Reproduce nothing but the lines from the start of the material through the line that includes "html; return el.shadowRoot;", both ends included, and omit every picture.
# Start of Data shown
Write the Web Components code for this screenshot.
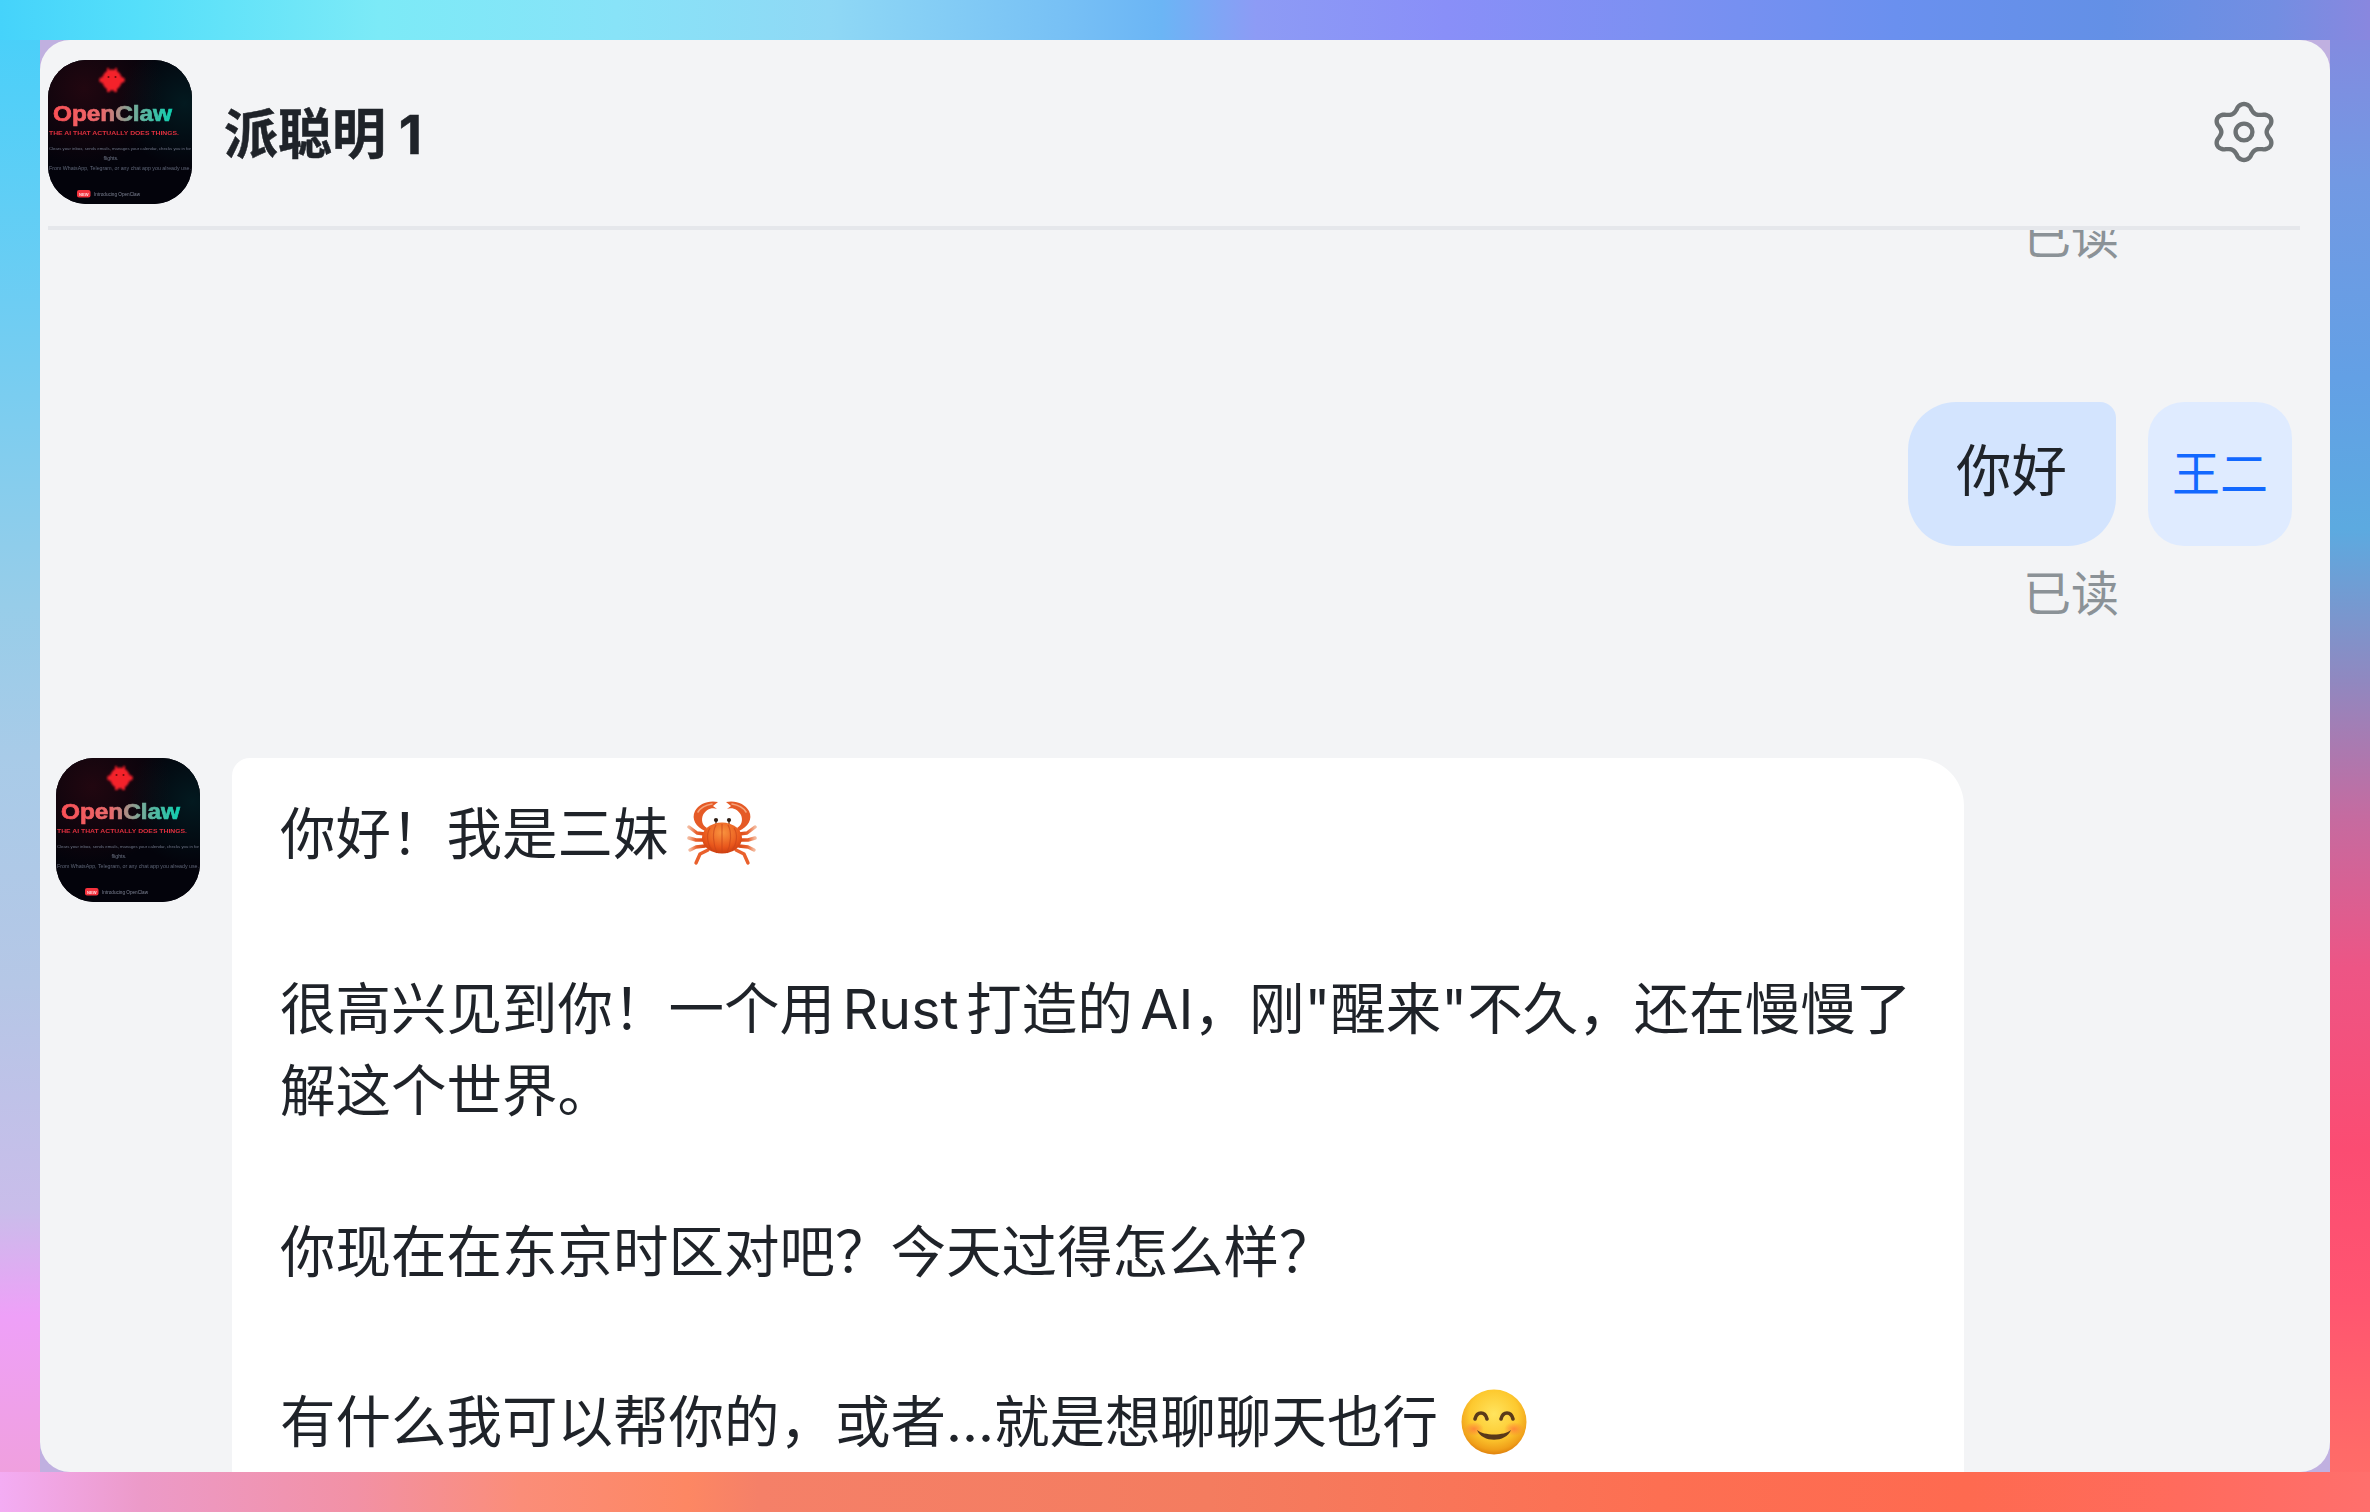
<!DOCTYPE html>
<html lang="zh-CN">
<head>
<meta charset="utf-8">
<title>派聪明 1</title>
<style>
html,body{margin:0;padding:0;height:100%;overflow:hidden}
body{font-family:Inter,"Noto Sans CJK SC",sans-serif;color:#1f2329}
</style>
</head>
<body>
<oc-desktop>
  <chat-window>
    <chat-header slot="header" name="派聪明 1"></chat-header>
    <message-list>
      <read-receipt style="margin-top:-25px"></read-receipt>
      <user-message who="王二" style="margin-top:133px">你好</user-message>
      <read-receipt style="margin-top:16px"></read-receipt>
      <ai-message style="margin-top:132px">
        <p class="a">你好！我是三妹 <crab-emoji></crab-emoji></p>
        <p class="b">很高兴见到你！一个用 Rust 打造的 AI，刚"醒来"不久，还在慢慢了解这个世界。</p>
        <p class="c">你现在在东京时区对吧？今天过得怎么样？</p>
        <p class="d">有什么我可以帮你的，或者...就是想聊聊天也行 <smile-emoji></smile-emoji></p>
      </ai-message>
    </message-list>
  </chat-window>
</oc-desktop>
<script>
function shadow(el, html){ el.attachShadow({mode:'open'}).innerHTML = html; return el.shadowRoot; }

customElements.define('oc-desktop', class extends HTMLElement{
  connectedCallback(){ shadow(this, `<style>
    :host{display:flex;box-sizing:border-box;width:2370px;height:1512px;padding:40px;
      background-repeat:no-repeat;
      background-image:
        linear-gradient(90deg,#45d3fb 0%,#55dffa 6%,#7ceaf7 16%,#88e3f8 26%,#8fd8f5 35%,#77c0f5 45%,#6bb5f5 49%,#8d9bf5 53%,#898ff8 61%,#7c90f2 70%,#6a90ef 80%,#6390e6 89%,#738ee2 96%,#8987df 100%),
        linear-gradient(90deg,#f3acf3 0%,#ec9ac8 6%,#f291a5 15%,#fb8d78 22%,#fd8763 29%,#f58068 32%,#f47c5f 51%,#fd6f52 70%,#fe6a50 83%,#ff6b5d 92%,#ff6f6c 100%),
        linear-gradient(180deg,#45d0fa 0%,#6dcdf3 20%,#97cde9 40%,#a8cbe8 50%,#b5c7e6 65%,#c9bdea 80%,#eea0f8 87%,#f0a0d8 100%),
        linear-gradient(180deg,#8787df 0%,#7299e3 12%,#63a0e5 25%,#5caae0 35%,#9088c0 45%,#c56ba0 54%,#ed5585 64%,#fb4c72 76%,#ff5570 86%,#ff6a68 96%,#ff6f6a 100%);
      background-size:100% 40px,100% 40px,40px 100%,40px 100%;
      background-position:0 0,0 100%,0 0,100% 0;
      background-color:#c0b0e0}
  </style><slot></slot>`); }
});

customElements.define('chat-window', class extends HTMLElement{
  connectedCallback(){ shadow(this, `<style>
    :host{display:flex;flex-direction:column;flex:1;min-width:0;background:#f3f4f6;border-radius:30px;overflow:hidden}
    .b{flex:1;min-height:0;display:flex;flex-direction:column;overflow:hidden}
  </style><slot name="header"></slot><div class="b"><slot></slot></div>`); }
});

customElements.define('oc-avatar', class extends HTMLElement{
  connectedCallback(){
    const id = 'g'+Math.random().toString(36).slice(2,8);
    shadow(this, `<style>
    :host{display:block;flex:none;width:144px;height:144px;border-radius:38px;overflow:hidden;background:#03030b}
    svg{display:block}
    text{font-family:"Liberation Sans",sans-serif}
  </style>
  <svg width="144" height="144" viewBox="0 0 144 144" xmlns="http://www.w3.org/2000/svg">
    <defs>
      <radialGradient id="${id}a" cx="25%" cy="20%" r="55%"><stop offset="0" stop-color="#3a0a14" stop-opacity=".55"/><stop offset="1" stop-color="#3a0a14" stop-opacity="0"/></radialGradient>
      <radialGradient id="${id}b" cx="95%" cy="30%" r="45%"><stop offset="0" stop-color="#033034" stop-opacity=".5"/><stop offset="1" stop-color="#033034" stop-opacity="0"/></radialGradient>
      <linearGradient id="${id}c" gradientUnits="userSpaceOnUse" x1="5" x2="124" y1="0" y2="0"><stop offset="0" stop-color="#fb5056"/><stop offset=".42" stop-color="#e86a6c"/><stop offset=".65" stop-color="#7ea898"/><stop offset="1" stop-color="#10d0b0"/></linearGradient>
      <filter id="${id}f" x="-10%" y="-10%" width="120%" height="120%"><feGaussianBlur stdDeviation=".55"/></filter>
      <filter id="${id}h" x="-30%" y="-30%" width="160%" height="160%"><feGaussianBlur stdDeviation=".9"/></filter>
    </defs>
    <rect width="144" height="144" fill="#03030b"/>
    <rect width="144" height="144" fill="url(#${id}a)"/>
    <rect width="144" height="144" fill="url(#${id}b)"/>
    <g fill="#f4202c" filter="url(#${id}h)">
      <ellipse cx="64" cy="20" rx="10" ry="10.5"/>
      <circle cx="54" cy="20" r="2.8"/><circle cx="74" cy="20" r="2.8"/>
      <rect x="59" y="8" width="2" height="3.5"/><rect x="67" y="8" width="2" height="3.5"/>
      <rect x="59" y="29" width="3" height="3"/><rect x="66" y="29" width="3" height="3"/>
    </g>
    <g filter="url(#${id}f)">
      <circle cx="60.5" cy="17" r="1" fill="#70080e"/><circle cx="67.5" cy="17" r="1" fill="#70080e"/>
      <text x="5" y="61" font-size="22" font-weight="700" textLength="119" lengthAdjust="spacingAndGlyphs" fill="url(#${id}c)" stroke="url(#${id}c)" stroke-width=".7">OpenClaw</text>
      <text x="1" y="74.5" font-size="5.6" font-weight="700" textLength="130" lengthAdjust="spacingAndGlyphs" fill="#e0303e">THE AI THAT ACTUALLY DOES THINGS.</text>
      <text x="1" y="90" font-size="4.4" textLength="142" lengthAdjust="spacingAndGlyphs" fill="#6f7688">Clears your inbox, sends emails, manages your calendar, checks you in for</text>
      <text x="63" y="99.5" font-size="5.2" text-anchor="middle" fill="#6f7688">flights.</text>
      <text x="1" y="110" font-size="5" textLength="142" lengthAdjust="spacingAndGlyphs" fill="#5f6678">From WhatsApp, Telegram, or any chat app you already use.</text>
      <rect x="29" y="130" width="13.5" height="7.5" rx="2" fill="#f4303c"/>
      <text x="31" y="135.8" font-size="4.4" font-weight="700" textLength="9.5" lengthAdjust="spacingAndGlyphs" fill="#ffd9dc">NEW</text>
      <text x="46" y="136" font-size="5" textLength="46" lengthAdjust="spacingAndGlyphs" fill="#7d8394">Introducing OpenClaw</text>
    </g>
  </svg>`); }
});

customElements.define('gear-icon', class extends HTMLElement{
  connectedCallback(){
    let d = '';
    for(let i=0;i<=180;i++){
      const t = i/180*Math.PI*2;
      const c = Math.cos(6*t);
      const r = 24.4 + 3.6*(c>=0 ? Math.pow(c,.8) : -Math.pow(-c,.8));
      const x = 32 + 1.09*r*Math.sin(t);
      const y = 32 - r*Math.cos(t);
      d += (i? 'L':'M') + x.toFixed(2) + ' ' + y.toFixed(2);
    }
    shadow(this, `<style>:host{display:block;flex:none;width:64px;height:64px}svg{display:block}</style>
    <svg width="64" height="64" viewBox="0 0 64 64" fill="none" stroke="#6c7173" stroke-width="4.4" stroke-linejoin="round" xmlns="http://www.w3.org/2000/svg">
      <path d="${d}Z"/><circle cx="32" cy="32" r="8.4"/>
    </svg>`); }
});

customElements.define('chat-header', class extends HTMLElement{
  connectedCallback(){ shadow(this, `<style>
    :host{display:flex;align-items:flex-start;flex:none;box-sizing:border-box;height:190px;margin:0 30px 0 8px;padding:20px 24px 0 0;border-bottom:4px solid #e5e7eb}
    h1{margin:0 0 0 32px;flex:1;font:700 54px/150px Inter,"Noto Sans CJK SC",sans-serif;color:#1f2329;-webkit-text-stroke:.5px #1f2329}
    gear-icon{margin-top:40px}
  </style><oc-avatar></oc-avatar><h1>${this.getAttribute('name')}</h1><gear-icon></gear-icon>`); }
});

customElements.define('message-list', class extends HTMLElement{
  connectedCallback(){ shadow(this, `<style>
    :host{display:flex;flex-direction:column;flex:1;min-height:0;padding:0 38px 0 16px}
  </style><slot></slot>`); }
});

customElements.define('read-receipt', class extends HTMLElement{
  connectedCallback(){ shadow(this, `<style>
    :host{display:block;flex:none;text-align:right;margin-right:173px;font:400 48px/64px Inter,"Noto Sans CJK SC",sans-serif;color:#8b9297}
  </style>已读`); }
});

customElements.define('user-message', class extends HTMLElement{
  connectedCallback(){ shadow(this, `<style>
    :host{display:flex;flex:none;justify-content:flex-end;gap:32px;font-family:Inter,"Noto Sans CJK SC",sans-serif}
    .bubble{box-sizing:border-box;width:208px;height:144px;padding:0 0 0 48px;background:#d3e4fe;border-radius:48px 16px 48px 48px;font-size:55.5px;line-height:138px;color:#1f2329}
    .av{width:144px;height:144px;border-radius:36px;background:#dfebff;color:#1268ff;font-size:48px;line-height:144px;text-align:center}
  </style><div class="bubble"><slot></slot></div><div class="av">${this.getAttribute('who')}</div>`); }
});

customElements.define('ai-message', class extends HTMLElement{
  connectedCallback(){ shadow(this, `<style>
    :host{display:flex;flex:none;gap:32px;align-items:flex-start}
    .bubble{box-sizing:border-box;width:1732px;padding:35px 48px 60px;background:#fff;border-radius:18px 48px 48px 48px;font:400 55.5px/82px Inter,"Noto Sans CJK SC",sans-serif;color:#1f2329}
    ::slotted(p){margin:0}
    ::slotted(p.a){margin-bottom:93px}
    ::slotted(p.b){margin-bottom:79px;word-spacing:-8px}
    ::slotted(p.c){margin-bottom:88px}
  </style><oc-avatar></oc-avatar><div class="bubble"><slot></slot></div>`); }
});

customElements.define('crab-emoji', class extends HTMLElement{
  connectedCallback(){ shadow(this, `<style>
    :host{display:inline-block;width:70px;height:66px;vertical-align:-12px;margin:-30px 0 0 3px}
    svg{display:block}
  </style>
  <svg width="70" height="66" viewBox="0 0 70 66" role="img" aria-label="🦀" xmlns="http://www.w3.org/2000/svg">
    <defs>
      <radialGradient id="b" cx="50%" cy="32%" r="72%"><stop offset="0" stop-color="#f9943f"/><stop offset=".65" stop-color="#e9571c"/><stop offset="1" stop-color="#c83a0e"/></radialGradient>
      <linearGradient id="l" x1="0" x2="1" y1="0" y2="0"><stop offset="0" stop-color="#f3b89c"/><stop offset=".45" stop-color="#e9602c"/><stop offset="1" stop-color="#d94a18"/></linearGradient>
      <linearGradient id="r" x1="1" x2="0" y1="0" y2="0"><stop offset="0" stop-color="#f3b89c"/><stop offset=".45" stop-color="#e9602c"/><stop offset="1" stop-color="#d94a18"/></linearGradient>
    </defs>
    <g fill="none" stroke-linecap="round" stroke-linejoin="round" stroke-width="3.4">
      <g stroke="url(#l)">
        <path d="M18 34L10 33 2 27"/>
        <path d="M17 40L9 40 2 38"/>
        <path d="M18 46L9 47 3 50"/>
      </g>
      <g stroke="url(#r)">
        <path d="M52 34L60 33 68 27"/>
        <path d="M53 40L61 40 68 38"/>
        <path d="M52 46L61 47 67 50"/>
      </g>
      <path d="M21 50L13 54 9 63" stroke="#e9602c"/>
      <path d="M49 50L57 54 61 63" stroke="#e9602c"/>
    </g>
    <path d="M18 31C9 27 4 19 8 11 12 4 21 0 31 2L26 6 30 9C24 7 19 10 16 15 14 20 15 25 20 28Z" fill="#e55a26"/>
    <path d="M52 31C61 27 66 19 62 11 58 4 49 0 39 2L44 6 40 9C46 7 51 10 54 15 56 20 55 25 50 28Z" fill="#e55a26"/>
    <path d="M11 12C14 7 19 5 25 4" fill="none" stroke="#f4a47c" stroke-width="1.6" stroke-linecap="round"/>
    <path d="M59 12C56 7 51 5 45 4" fill="none" stroke="#f4a47c" stroke-width="1.6" stroke-linecap="round"/>
    <g stroke="#5a3420" stroke-width="1.4"><path d="M29 20V25M42 20V25"/></g>
    <circle cx="29" cy="20" r="2.1" fill="#2e1d14"/><circle cx="42" cy="20" r="2.1" fill="#2e1d14"/>
    <ellipse cx="35" cy="38" rx="20" ry="15.5" fill="url(#b)"/>
    <g fill="none" stroke="#c9451a" stroke-width="1.2" opacity=".65">
      <path d="M35 24V53M29 25C25 32 26 44 30 53M41 25C45 32 44 44 40 53M23 28C19 34 20 44 25 50M47 28C51 34 50 44 45 50"/>
    </g>
  </svg>`); }
});

customElements.define('smile-emoji', class extends HTMLElement{
  connectedCallback(){ shadow(this, `<style>
    :host{display:inline-block;width:66px;height:66px;vertical-align:-13px;margin:-30px 0 0 7px}
    svg{display:block}
  </style>
  <svg width="66" height="66" viewBox="0 0 66 66" role="img" aria-label="😊" xmlns="http://www.w3.org/2000/svg">
    <defs>
      <radialGradient id="f" cx="50%" cy="38%" r="62%"><stop offset="0" stop-color="#ffe45e"/><stop offset=".6" stop-color="#fdc92f"/><stop offset=".88" stop-color="#f0a01a"/><stop offset="1" stop-color="#e0820c"/></radialGradient>
      <radialGradient id="c"><stop offset="0" stop-color="#ff7a3a" stop-opacity=".8"/><stop offset="1" stop-color="#ff7a3a" stop-opacity="0"/></radialGradient>
    </defs>
    <circle cx="33" cy="33" r="32.5" fill="url(#f)"/>
    <ellipse cx="13" cy="40" rx="10" ry="7" fill="url(#c)"/><ellipse cx="53" cy="40" rx="10" ry="7" fill="url(#c)"/>
    <g fill="none" stroke="#5a3a1a" stroke-width="3.6" stroke-linecap="round">
      <path d="M14 30C16 22 24 22 26 30"/><path d="M40 30C42 22 50 22 52 30"/>
    </g>
    <path d="M16 41C21 54 45 54 50 41C43 47 23 47 16 41Z" fill="#5a3a1a"/>
  </svg>`); }
});
</script>
</body>
</html>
# End of Data shown
» **Task output**:
Write the Web Components code for this screenshot.
<!DOCTYPE html>
<html lang="zh-CN">
<head>
<meta charset="utf-8">
<title>派聪明 1</title>
<style>
html,body{margin:0;padding:0;height:100%;overflow:hidden}
body{font-family:Inter,"Noto Sans CJK SC",sans-serif;color:#1f2329}
</style>
</head>
<body>
<oc-desktop>
  <chat-window>
    <chat-header slot="header" name="派聪明 1"></chat-header>
    <message-list>
      <read-receipt style="margin-top:-25px"></read-receipt>
      <user-message who="王二" style="margin-top:133px">你好</user-message>
      <read-receipt style="margin-top:16px"></read-receipt>
      <ai-message style="margin-top:132px">
        <p class="a">你好！我是三妹 <crab-emoji></crab-emoji></p>
        <p class="b">很高兴见到你！一个用 Rust 打造的 AI，刚"醒来"不久，还在慢慢了解这个世界。</p>
        <p class="c">你现在在东京时区对吧？今天过得怎么样？</p>
        <p class="d">有什么我可以帮你的，或者...就是想聊聊天也行 <smile-emoji></smile-emoji></p>
      </ai-message>
    </message-list>
  </chat-window>
</oc-desktop>
<script>
function shadow(el, html){ el.attachShadow({mode:'open'}).innerHTML = html; return el.shadowRoot; }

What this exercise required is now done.